### WHAT IS NEEDED
Quote the listing below in full and exactly as written, but omit every picture.

### SUPPLIED MATERIAL

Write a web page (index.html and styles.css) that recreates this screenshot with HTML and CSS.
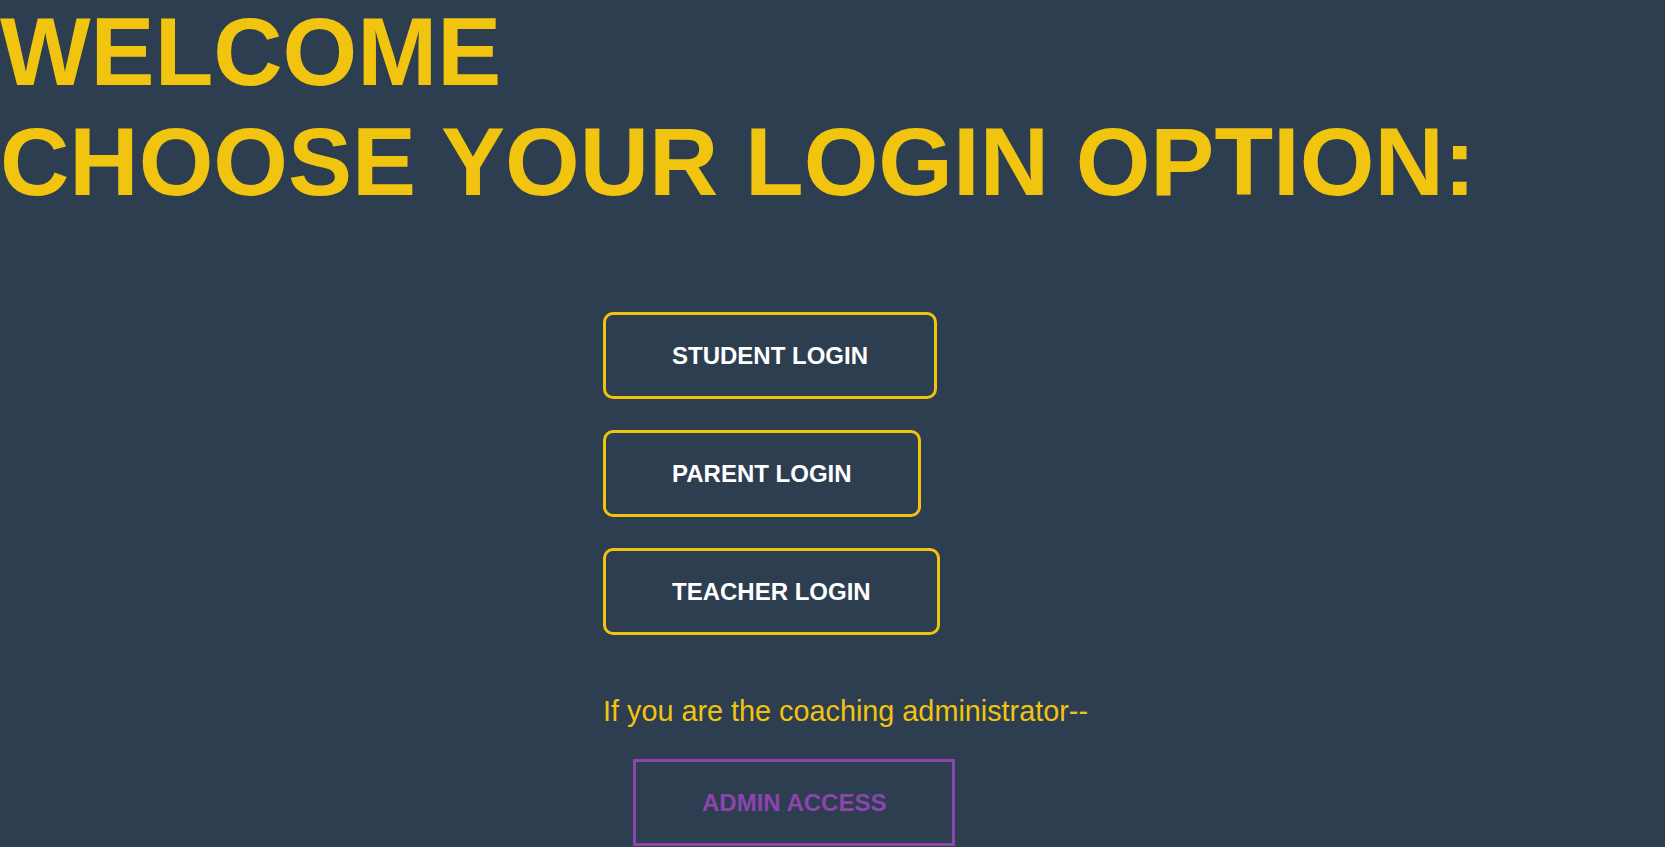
FILE: index.html
```html
<!DOCTYPE html>
<html lang="en">
<head>
<meta charset="utf-8">
<title>Welcome</title>
<link rel="stylesheet" href="styles.css">
</head>
<body>
<h1 class="title">WELCOME<br>CHOOSE YOUR LOGIN OPTION:</h1>
<main class="options">
  <button class="btn btn-login" type="button">STUDENT LOGIN</button>
  <button class="btn btn-login" type="button">PARENT LOGIN</button>
  <button class="btn btn-login" type="button">TEACHER LOGIN</button>
  <p class="admin-note">If you are the coaching administrator--</p>
  <button class="btn btn-admin" type="button">ADMIN ACCESS</button>
</main>
</body>
</html>
```

FILE: styles.css
```css
html, body {
  margin: 0;
  padding: 0;
}

body {
  background: #2c3e50;
  font-family: "Liberation Sans", Arial, sans-serif;
  min-height: 100vh;
}

.title {
  margin: -3px 0 0;
  font-size: 96px;
  font-weight: 700;
  color: #f1c40f;
  line-height: normal;
}

.options {
  display: flex;
  flex-direction: column;
  align-items: flex-start;
  padding-left: 603px;
  padding-top: 95px;
}

.btn {
  font-family: "Liberation Sans", Arial, sans-serif;
  font-size: 24px;
  font-weight: 700;
  line-height: normal;
  background: transparent;
  padding: 26.5px 66px;
  margin: 0;
  cursor: pointer;
}

.btn-login {
  color: #ffffff;
  border: 3px solid #f1c40f;
  border-radius: 10px;
  margin-bottom: 31px;
}

.admin-note {
  margin: 29px 0 31px;
  font-size: 28.8px;
  color: #f1c40f;
  line-height: normal;
}

.btn-admin {
  color: #8e44ad;
  border: 3px solid #8e44ad;
  border-radius: 0;
  margin-left: 30px;
}
```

### WRITTEN RESPONSE
Write a web page (index.html and styles.css) that recreates this screenshot with HTML and CSS.
FILE: index.html
```html
<!DOCTYPE html>
<html lang="en">
<head>
<meta charset="utf-8">
<title>Welcome</title>
<link rel="stylesheet" href="styles.css">
</head>
<body>
<h1 class="title">WELCOME<br>CHOOSE YOUR LOGIN OPTION:</h1>
<main class="options">
  <button class="btn btn-login" type="button">STUDENT LOGIN</button>
  <button class="btn btn-login" type="button">PARENT LOGIN</button>
  <button class="btn btn-login" type="button">TEACHER LOGIN</button>
  <p class="admin-note">If you are the coaching administrator--</p>
  <button class="btn btn-admin" type="button">ADMIN ACCESS</button>
</main>
</body>
</html>
```

FILE: styles.css
```css
html, body {
  margin: 0;
  padding: 0;
}

body {
  background: #2c3e50;
  font-family: "Liberation Sans", Arial, sans-serif;
  min-height: 100vh;
}

.title {
  margin: -3px 0 0;
  font-size: 96px;
  font-weight: 700;
  color: #f1c40f;
  line-height: normal;
}

.options {
  display: flex;
  flex-direction: column;
  align-items: flex-start;
  padding-left: 603px;
  padding-top: 95px;
}

.btn {
  font-family: "Liberation Sans", Arial, sans-serif;
  font-size: 24px;
  font-weight: 700;
  line-height: normal;
  background: transparent;
  padding: 26.5px 66px;
  margin: 0;
  cursor: pointer;
}

.btn-login {
  color: #ffffff;
  border: 3px solid #f1c40f;
  border-radius: 10px;
  margin-bottom: 31px;
}

.admin-note {
  margin: 29px 0 31px;
  font-size: 28.8px;
  color: #f1c40f;
  line-height: normal;
}

.btn-admin {
  color: #8e44ad;
  border: 3px solid #8e44ad;
  border-radius: 0;
  margin-left: 30px;
}
```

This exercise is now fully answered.